Data to use
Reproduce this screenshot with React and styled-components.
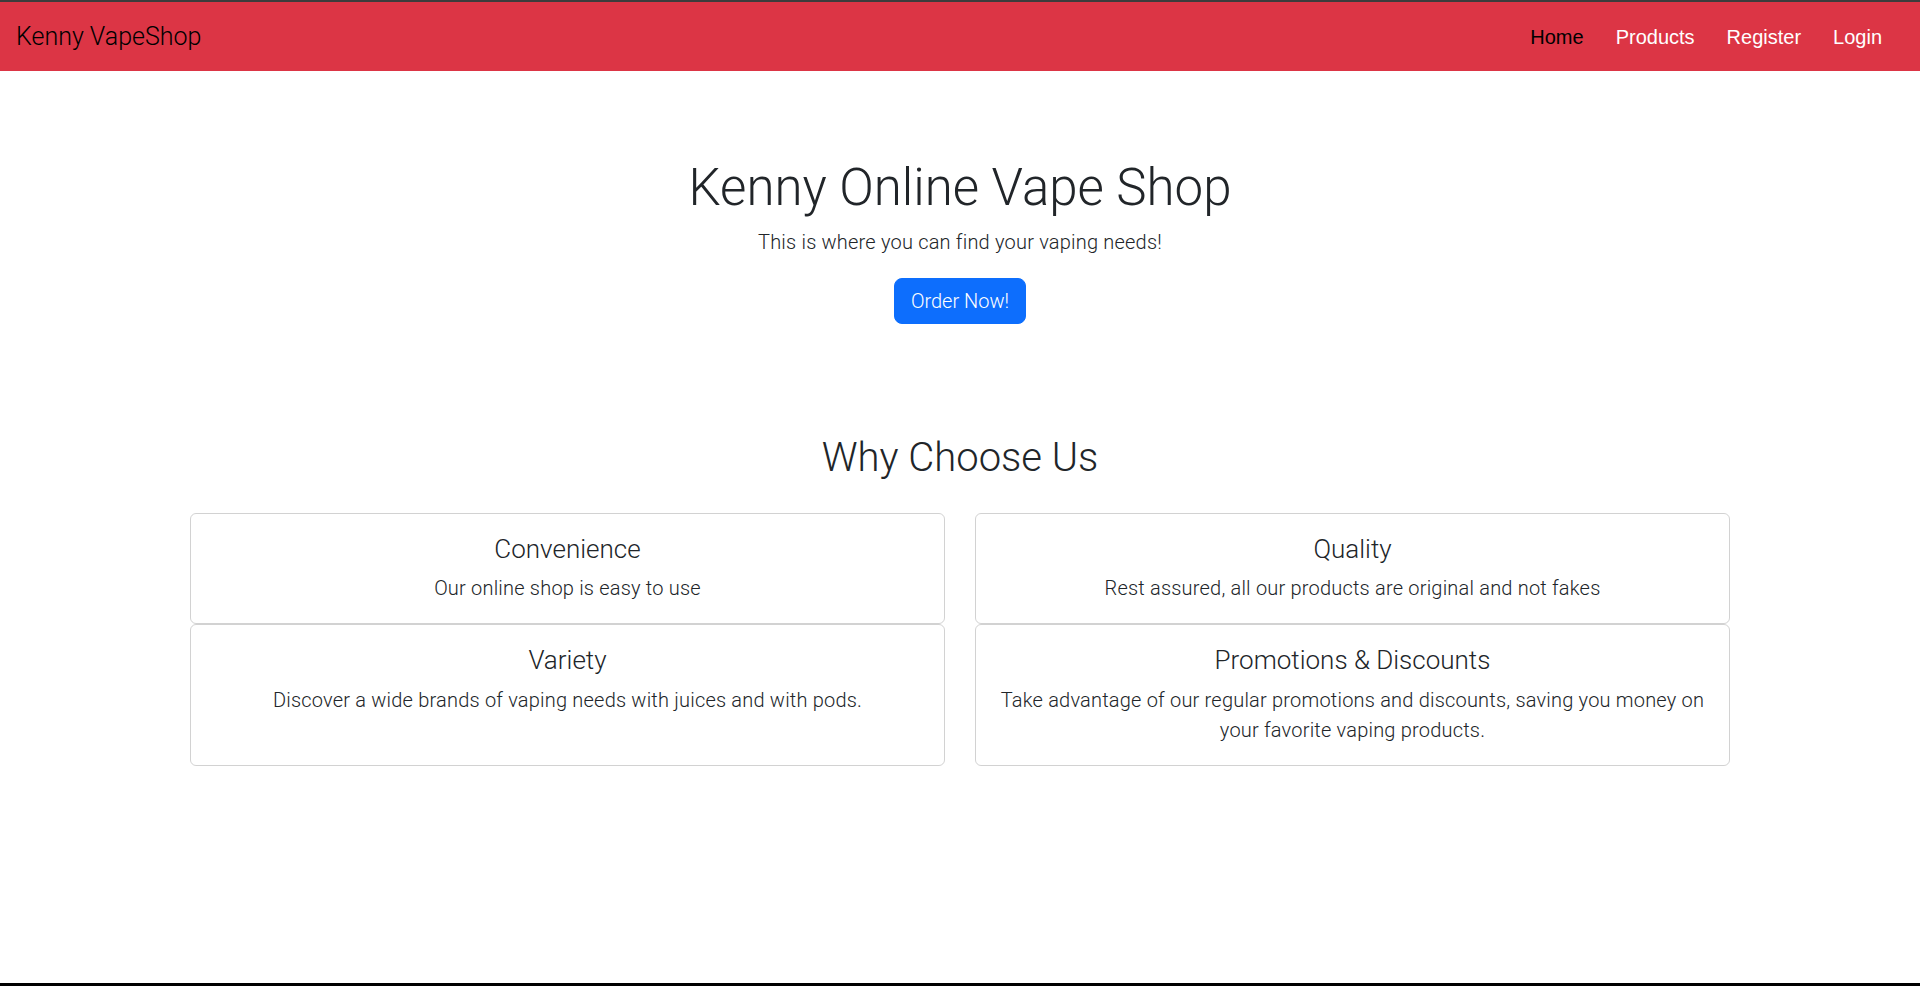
import styled, { createGlobalStyle } from "styled-components";

const GlobalStyle = createGlobalStyle`
  *, *::before, *::after { box-sizing: border-box; }
  html, body { margin: 0; padding: 0; }
  body {
    font-family: "Roboto", "Liberation Sans", sans-serif;
    font-weight: 300;
    color: #212529;
    background: #fff;
  }
`;

const features = [
  { title: "Convenience", text: "Our online shop is easy to use" },
  { title: "Quality", text: "Rest assured, all our products are original and not fakes" },
  { title: "Variety", text: "Discover a wide brands of vaping needs with juices and with pods." },
  {
    title: "Promotions & Discounts",
    text: "Take advantage of our regular promotions and discounts, saving you money on your favorite vaping products.",
  },
];

const links = ["Home", "Products", "Register", "Login"];

export default function App() {
  return (
    <Page>
      <GlobalStyle />
      <Navbar>
        <Brand href="#">Kenny VapeShop</Brand>
        <NavLinks>
          {links.map((l, i) => (
            <NavLink key={l} href="#" $active={i === 0}>
              {l}
            </NavLink>
          ))}
        </NavLinks>
      </Navbar>

      <Hero>
        <HeroTitle>Kenny Online Vape Shop</HeroTitle>
        <Lead>This is where you can find your vaping needs!</Lead>
        <OrderButton>Order Now!</OrderButton>
      </Hero>

      <Features>
        <SectionTitle>Why Choose Us</SectionTitle>
        <CardGrid>
          {features.map((f) => (
            <Card key={f.title}>
              <CardTitle>{f.title}</CardTitle>
              <CardText>{f.text}</CardText>
            </Card>
          ))}
        </CardGrid>
      </Features>
    </Page>
  );
}

const Page = styled.div`
  min-height: 100vh;
  border-top: 2px solid #3c3c3c;
  border-bottom: 3px solid #000;
  display: flex;
  flex-direction: column;
`;

const Navbar = styled.nav`
  height: 69px;
  background: #dc3545;
  display: flex;
  align-items: center;
  justify-content: space-between;
  padding: 0 22px 0 16px;
`;

const Brand = styled.a`
  font-size: 25px;
  font-weight: 300;
  color: #000;
  text-decoration: none;
`;

const NavLinks = styled.div`
  display: flex;
  align-items: center;
  padding-top: 2px;
`;

const NavLink = styled.a`
  font-family: "Liberation Sans", Arial, sans-serif;
  font-weight: 400;
  font-size: 20px;
  padding: 8px 16px;
  color: ${({ $active }) => ($active ? "#000" : "#fff")};
  text-decoration: none;
`;

const Hero = styled.section`
  display: flex;
  flex-direction: column;
  align-items: center;
  padding-top: 86px;
`;

const HeroTitle = styled.h1`
  margin: 0 0 9px;
  font-size: 51px;
  font-weight: 300;
  line-height: 1.2;
`;

const Lead = styled.p`
  margin: 0 0 21px;
  font-size: 20px;
  font-weight: 300;
  letter-spacing: 0.2px;
  line-height: 30px;
`;

const OrderButton = styled.button`
  font-family: inherit;
  font-weight: 300;
  font-size: 20px;
  line-height: 30px;
  padding: 7px 16px;
  color: #fff;
  background: #0d6efd;
  border: 1px solid #0d6efd;
  border-radius: 8px;
  cursor: pointer;
`;

const Features = styled.section`
  width: 100%;
  max-width: 1540px;
  margin: 110px auto 0;
`;

const SectionTitle = styled.h2`
  margin: 0 0 31px;
  text-align: center;
  font-size: 40px;
  font-weight: 300;
  line-height: 1.2;
`;

const CardGrid = styled.div`
  display: grid;
  grid-template-columns: 1fr 1fr;
  column-gap: 30px;
`;

const Card = styled.div`
  border: 1px solid rgba(0, 0, 0, 0.175);
  border-radius: 6px;
  padding: 20px 16px 20px;
  text-align: center;
`;

const CardTitle = styled.h5`
  margin: 0 0 8px;
  font-size: 26px;
  font-weight: 300;
  line-height: 1.2;
`;

const CardText = styled.p`
  margin: 0;
  font-size: 20px;
  font-weight: 300;
  letter-spacing: 0.2px;
  line-height: 30px;
`;
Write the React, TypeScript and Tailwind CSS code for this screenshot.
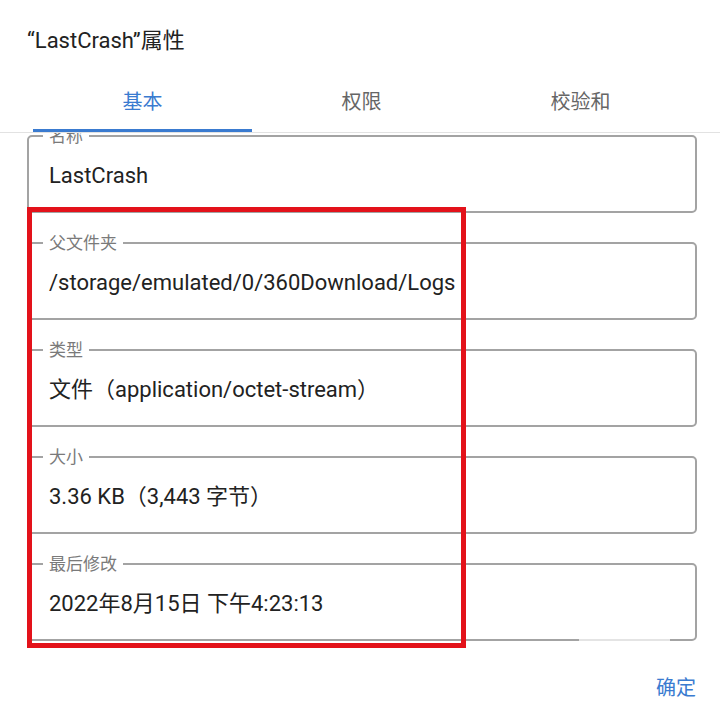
import React from "react";

const fields: { label: string; value: string }[] = [
  { label: "名称", value: "LastCrash" },
  { label: "父文件夹", value: "/storage/emulated/0/360Download/Logs" },
  { label: "类型", value: "文件（application/octet-stream）" },
  { label: "大小", value: "3.36 KB（3,443 字节）" },
  { label: "最后修改", value: "2022年8月15日 下午4:23:13" },
];

function Field({ label, value }: { label: string; value: string }) {
  return (
    <fieldset className="border-2 border-[#a3a3a3] rounded-[5px] px-[20px] pt-[15px] pb-[20px] min-w-0">
      <legend className="ml-[-6px] px-[6px] text-[17px] leading-[20px] text-[#7a7a7a]">{label}</legend>
      <div className="text-[22px] leading-[30px] text-[#222222] whitespace-nowrap">{value}</div>
    </fieldset>
  );
}

export default function App() {
  return (
    <div
      className="relative w-[720px] h-[712px] bg-white overflow-hidden flex flex-col"
      style={{ fontFamily: 'Roboto, "Noto Sans CJK SC", sans-serif' }}
    >
      <div className="pl-[27px] pt-[27px] text-[22px] leading-[28px] text-[#222222]">“LastCrash”属性</div>

      <div className="mt-[18px] border-b border-[#e2e2e2]">
        <div className="ml-[33px] w-[657px] grid grid-cols-3">
          <div className="flex flex-col items-center">
            <div className="h-[56px] flex items-center text-[20px] text-[#3a7bd0] pt-[1px]">基本</div>
            <div className="h-[3px] w-full bg-[#3a7bd0]" />
          </div>
          <div className="flex flex-col items-center">
            <div className="h-[56px] flex items-center text-[20px] text-[#666666] pt-[1px]">权限</div>
            <div className="h-[3px] w-full" />
          </div>
          <div className="flex flex-col items-center">
            <div className="h-[56px] flex items-center text-[20px] text-[#666666] pt-[1px]">校验和</div>
            <div className="h-[3px] w-full" />
          </div>
        </div>
      </div>

      <div className="h-[527px] overflow-hidden pl-[27px] pr-[23px]">
        <div className="mt-[-7px] flex flex-col gap-[20px]">
          {fields.map((f) => (
            <Field key={f.label} label={f.label} value={f.value} />
          ))}
        </div>
      </div>

      <div className="flex justify-end pr-[24px] pt-[14px]">
        <span className="text-[20px] leading-[28px] text-[#3a7bd0]">确定</span>
      </div>

      <div className="absolute left-[27px] top-[207px] w-[439px] h-[441px] border-[5px] border-[#e3121a]" />
      <div className="absolute left-[579px] top-[636px] w-[91px] h-[5px] bg-white/70" />
    </div>
  );
}
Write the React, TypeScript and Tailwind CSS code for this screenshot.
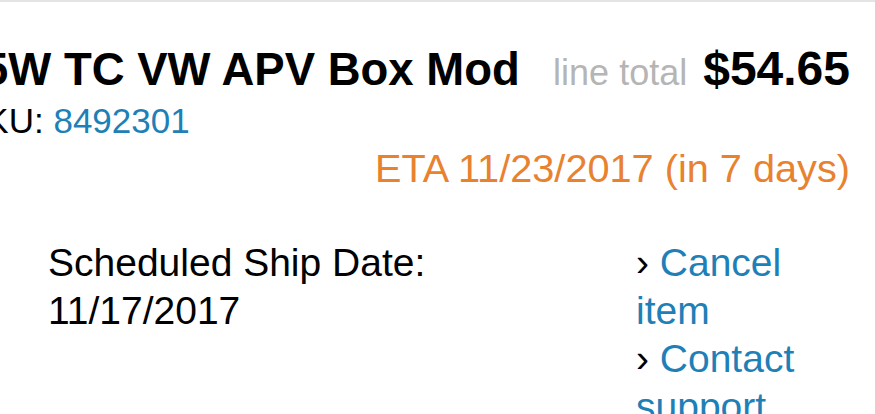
import React from "react";

export default function App() {
  return (
    <div className="w-[875px] h-[414px] overflow-hidden bg-white border-t-2 border-[#e4e4e4] pr-[25px] font-['Liberation_Sans',Arial,sans-serif] text-black">
      <div className="mt-[39px] ml-[-17px] flex items-baseline justify-between whitespace-nowrap">
        <span className="text-[45.5px] font-bold leading-[56px]">5W TC VW APV Box Mod</span>
        <span className="flex items-baseline">
          <span className="text-[36px] leading-[56px] text-[#b5b5b5] mr-[16px]">line total</span>
          <span className="text-[48px] font-bold leading-[56px]">$54.65</span>
        </span>
      </div>
      <div className="ml-[-38px] text-[35px] leading-[39px] whitespace-nowrap">
        SKU: <span className="text-[#1e80b6]">8492301</span>
      </div>
      <div className="mt-[5px] text-right text-[39.7px] leading-[46px] text-[#e8822f] whitespace-nowrap">
        ETA 11/23/2017 (in 7 days)
      </div>
      <div className="mt-[48px] pl-[48px] flex justify-between text-[39px] leading-[48px]">
        <div>
          <div>Scheduled Ship Date:</div>
          <div>11/17/2017</div>
        </div>
        <ul className="w-[214px]">
          <li>
            › <a className="text-[#1e80b6]">Cancel item</a>
          </li>
          <li>
            › <a className="text-[#1e80b6]">Contact support</a>
          </li>
        </ul>
      </div>
    </div>
  );
}
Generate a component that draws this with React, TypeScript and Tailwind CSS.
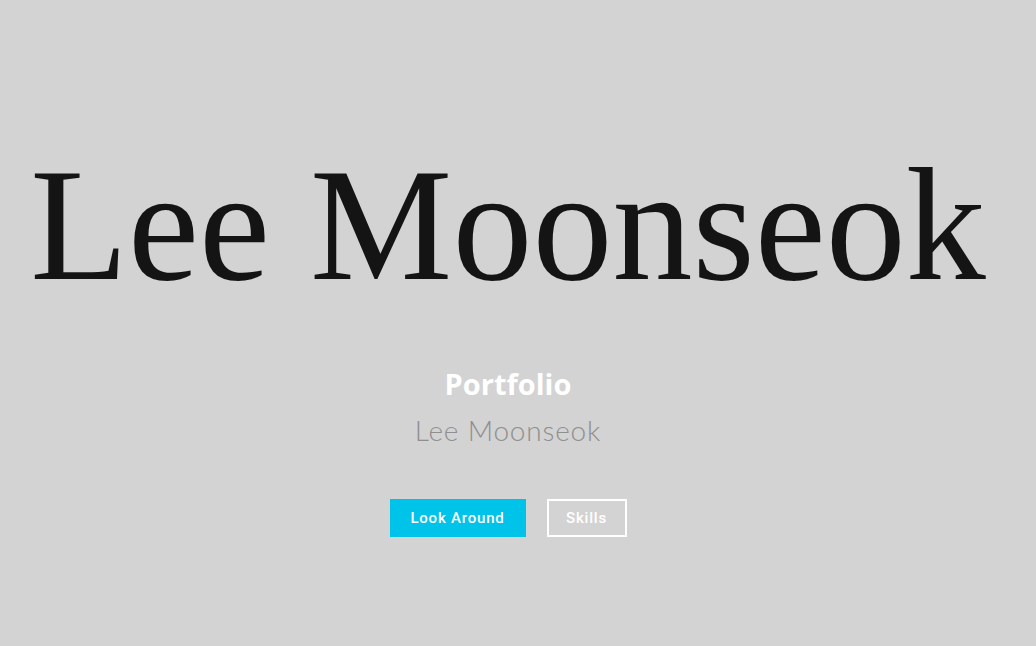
export default function App() {
  return (
    <div className="min-h-[646px] w-full bg-[#d3d3d3] overflow-hidden">
      <div className="w-[1016px] flex flex-col items-center">
        <h1 className="mt-[125px] font-['Liberation_Serif',serif] text-[160px] leading-[200px] text-[#141414] whitespace-nowrap">
          Lee Moonseok
        </h1>

        <h2 className="mt-[41px] font-['Open_Sans',sans-serif] font-bold text-[29px] leading-[36px] text-white">
          Portfolio
        </h2>
        <p className="mt-[11px] font-['Lato',sans-serif] font-light text-[28px] leading-[34px] tracking-[0.8px] text-[#8f8f8f]">
          Lee Moonseok
        </p>

        <div className="mt-[52px] flex gap-[21px]">
          <button className="h-[38px] w-[136px] bg-[#00c3ea] text-white font-['Roboto',sans-serif] font-medium text-[15px] tracking-[0.8px]">
            Look Around
          </button>
          <button className="h-[38px] w-[80px] border-2 border-white text-white font-['Roboto',sans-serif] font-medium text-[15px] tracking-[0.8px]">
            Skills
          </button>
        </div>
      </div>
    </div>
  )
}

What to produce
Go through the listing above and pull out each line containing the word "components".

Result for this exercise
Reproduce this screenshot with React and styled-components.
import styled, { createGlobalStyle } from "styled-components";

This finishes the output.